Está tan bien organizado el lugar que no es extraño que cualquiera con ganas y valor para algo más encuentre sin mucha dificultad un puesto de venta de sustancias prohibidas o pastillas para flipar o ir más allá de las manos con la pareja de turno, según tenga uno el cuerpo. En fin, que el local también suele estar a la última en cuanto a proveedores. Luego, cuando la noche comience a clarear y los clientes vayan despejando la zona, convertida en un gigantesco basurero, para regresar unos a sus cuevas y la gran mayoría a amodorrarse bajo las alas de papá y mamá, la patrulla especial de limpieza a cargo de la empresa municipal dejará el lugar tan limpio como una patena para que los buenos y respetables señores del pueblo puedan dar su paseíto matutino con toda comodidad y sin sobresaltos.
Que una gran parte o la totalidad de la población joven se congregue durante esas horas nocturnas para consumir alcohol malo y peor servido con el obligado consentimiento del excelentísimo Ayuntamiento de turno es un buen ejemplo de cómo hemos hecho las cosas, habituados como estamos a vivir de espaldas a lo que no nos interesa ni nos afecta directamente. Así, una parte de la población continúa instalada en la creencia de que el mundo sigue siendo como Dios manda -porque y si es necesario el mismo Dios proveerá- y la otra renegando y huyendo de lo que odian, menosprecian o simplemente no entienden para acabar sentados en un bordillo hurgando como pordioseros en una bolsa de plástico, tragando alcohol barato vertido en vasos también de plástico y, si viene a cuento, apostando hasta caer redondos y acabar en Urgencias.
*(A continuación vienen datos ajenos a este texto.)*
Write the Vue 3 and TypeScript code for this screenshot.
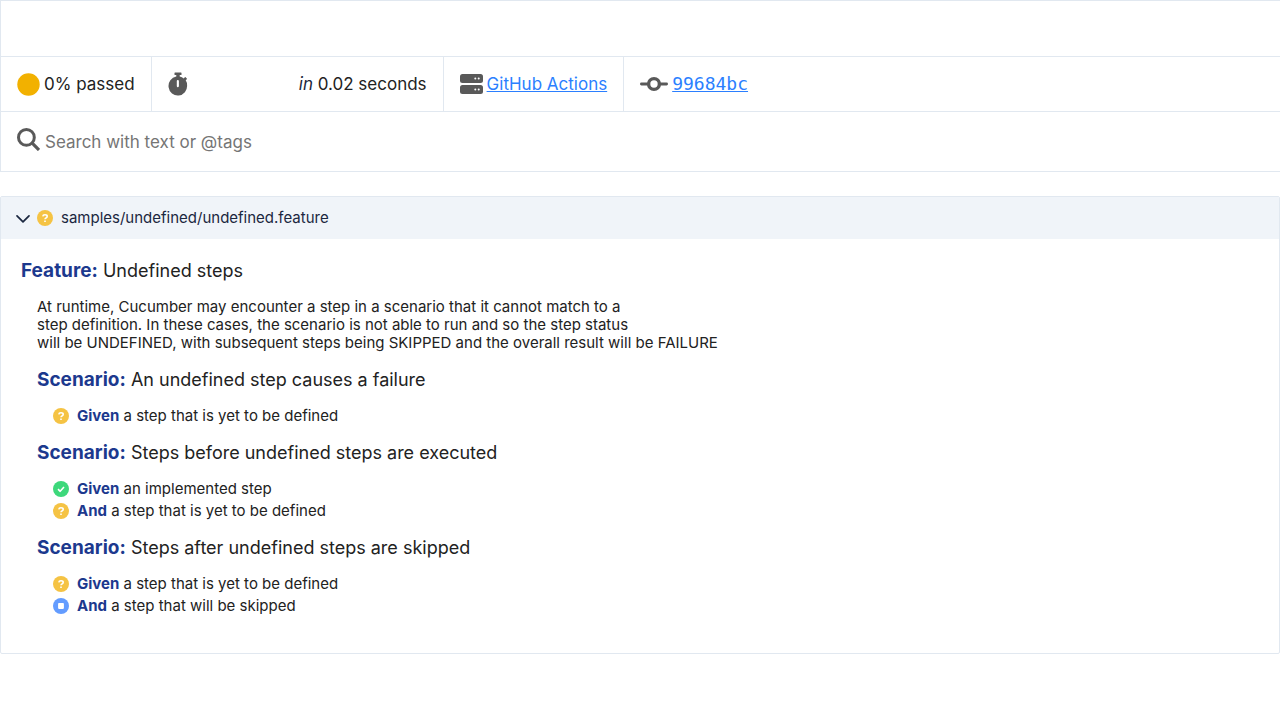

Todo ello sin necesidad de locales ni decoraciones originales o atrevidas, ni atención al cliente; sin expertos camareros ni ningún barman que sepa elaborar y servir un coctel correctamente. Ir de copas hoy en muchos lugares de este país es matar el tiempo en medio de una calle repleta de mierda vestidos de domingo.
Por cierto, ¿quién o quienes habrán educado a la sucia y semianalfabeta gente del botellón?